Before her career blew up, Roan used to make her video and stage outfits from scratch. Now, she and her team spend months whipping up the extravagant costumes for the stage. And many of these looks have been in the works since before she even saw her numbers explode. “Everything has to be planned months and months and months in advance because everything’s custom now, which is so awesome,” she explained. “No brand is making me a hot pink, glitter, latex wrestling suit. Everything has to be custom and it just takes a long time. For Lolla, we had planned it when I was on the Olivia tour, so February, March.”
She’s been enjoying the way people have been looking forward to her looks with each show. “I think we are eventually going to run out of themes, so I’m dreading that, but I like to keep it weird and fresh because it’s exciting for the fans to be like, ‘Oh my God, what is she going to walk out in?’ You’re always excited to see what a drag queen wears. It’s like, ‘What is she going to wear tonight?’ She could be anything. Why are you doing this if you’re just going to take it so seriously?”
Keeping a band ain’t easy
“Dude, it is hard in the fucking music industry to find women,” Roan admitted. She’s been trying to maintain a close to consistent band of girls to back her at her shows but many are in demand, have other projects or just hard to find. “It’s hard to find a band. It’s just hard to find girls, girls who rock, and girls who rock and are okay with wearing latex in 100 degrees.”
She goes back to summer camp every year
Roan credits much of her growth as a person and artist to attending summer camp. She attended a few but there is one in the Pacific Northwest she returns to either get some down time or to offer mentorship. She attended this summer’s camp to do a lecture and Q&A with the aspiring artists who attend to offer insight on the industry and her experiences.
“Summer camp just makes me feel like it’s not about me, and that’s what I really struggle with is just feeling like everything is so about me,” she explained. “My whole life is just like ‘me, me, me’ and it just feels so selfish. It feels so delusional. I get why a lot of people become assholes because you just feel like everything should be about you all the time.”
Even as her career continues to blow up, she hopes she can find the time to return every year. “I like giving back to a community. It makes me feel like a good person, and it just makes me happy to be around kids who are just like me when I was 16. To give back to kids who want to do this exact job is really special and not something that the music industry can offer.”

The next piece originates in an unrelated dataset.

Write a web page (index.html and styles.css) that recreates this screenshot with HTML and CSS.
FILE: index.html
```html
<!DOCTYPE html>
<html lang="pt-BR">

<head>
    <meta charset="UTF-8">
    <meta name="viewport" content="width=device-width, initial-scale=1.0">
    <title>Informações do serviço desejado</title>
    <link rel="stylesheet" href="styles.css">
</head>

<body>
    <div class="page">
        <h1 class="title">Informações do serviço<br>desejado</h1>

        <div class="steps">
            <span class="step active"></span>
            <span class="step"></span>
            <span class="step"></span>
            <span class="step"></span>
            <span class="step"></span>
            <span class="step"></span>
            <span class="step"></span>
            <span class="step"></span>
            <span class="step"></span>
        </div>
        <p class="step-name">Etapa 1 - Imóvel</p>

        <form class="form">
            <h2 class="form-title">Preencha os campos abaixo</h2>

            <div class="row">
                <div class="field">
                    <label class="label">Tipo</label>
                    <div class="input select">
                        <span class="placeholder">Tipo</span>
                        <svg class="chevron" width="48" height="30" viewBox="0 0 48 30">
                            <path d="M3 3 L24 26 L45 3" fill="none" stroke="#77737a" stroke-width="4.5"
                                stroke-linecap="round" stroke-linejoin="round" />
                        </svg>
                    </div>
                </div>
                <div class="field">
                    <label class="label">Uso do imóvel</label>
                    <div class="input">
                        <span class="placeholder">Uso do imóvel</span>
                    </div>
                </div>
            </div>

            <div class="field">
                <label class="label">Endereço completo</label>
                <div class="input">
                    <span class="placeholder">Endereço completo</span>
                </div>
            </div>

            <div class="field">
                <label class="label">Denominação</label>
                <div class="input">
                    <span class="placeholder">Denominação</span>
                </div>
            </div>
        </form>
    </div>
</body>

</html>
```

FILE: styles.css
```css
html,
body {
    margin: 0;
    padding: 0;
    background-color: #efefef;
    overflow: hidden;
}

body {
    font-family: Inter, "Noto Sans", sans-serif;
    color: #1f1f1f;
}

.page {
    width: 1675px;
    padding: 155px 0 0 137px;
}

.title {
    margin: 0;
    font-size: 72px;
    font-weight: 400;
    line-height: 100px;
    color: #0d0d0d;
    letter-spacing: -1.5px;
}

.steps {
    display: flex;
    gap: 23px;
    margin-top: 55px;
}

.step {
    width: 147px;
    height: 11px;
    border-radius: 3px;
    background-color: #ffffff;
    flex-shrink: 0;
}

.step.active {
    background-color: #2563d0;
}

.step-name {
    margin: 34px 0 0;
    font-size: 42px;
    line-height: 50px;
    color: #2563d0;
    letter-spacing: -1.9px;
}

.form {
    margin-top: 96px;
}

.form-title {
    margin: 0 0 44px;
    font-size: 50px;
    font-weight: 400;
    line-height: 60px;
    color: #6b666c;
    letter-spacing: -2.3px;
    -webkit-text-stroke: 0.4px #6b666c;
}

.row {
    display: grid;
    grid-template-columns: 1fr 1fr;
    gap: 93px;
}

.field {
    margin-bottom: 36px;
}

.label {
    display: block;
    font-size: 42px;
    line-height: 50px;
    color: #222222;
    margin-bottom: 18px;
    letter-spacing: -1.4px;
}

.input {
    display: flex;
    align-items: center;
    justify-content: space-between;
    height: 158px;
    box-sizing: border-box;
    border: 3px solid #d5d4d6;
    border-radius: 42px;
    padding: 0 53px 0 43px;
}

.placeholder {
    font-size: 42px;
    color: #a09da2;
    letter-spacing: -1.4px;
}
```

Sasha Colby dubbed Roan an official member of the Colby drag family.
Roan has made no secret of her immense fandom of RuPaul’s Drag Race winner Sasha Colby, a drag legend whose phrase “your favorite drag queen’s favorite drag queen” inspired one of Roan’s first big viral moments. Colby and Roan finally met in July when the drag superstar joined the pop superstar on stage at Capitol Hill Block Party.
“She officially named me a Colby,” Roan gushed. “She’s the best. She looked amazing. It was just like, damn, through this job I get to meet people I look up to a lot. It just made me feel really important and good about myself.”
She has a list of horror movies on Letterboxd.
Roan is a big horror movie fan and had tickets to see Long Legs a few days after our first interview in LA. She excitedly whipped out her phone to show me the list of horror movies she wants to watch that she stores on her private Letterboxd account, mostly the truly “horrifying” type of scary movies produced in Japan, Taiwan and other Asian markets. Some recent horror movies she enjoyed were Talk to Me (“I thought that was so special for a horror movie to make me cry”) and Barbarian.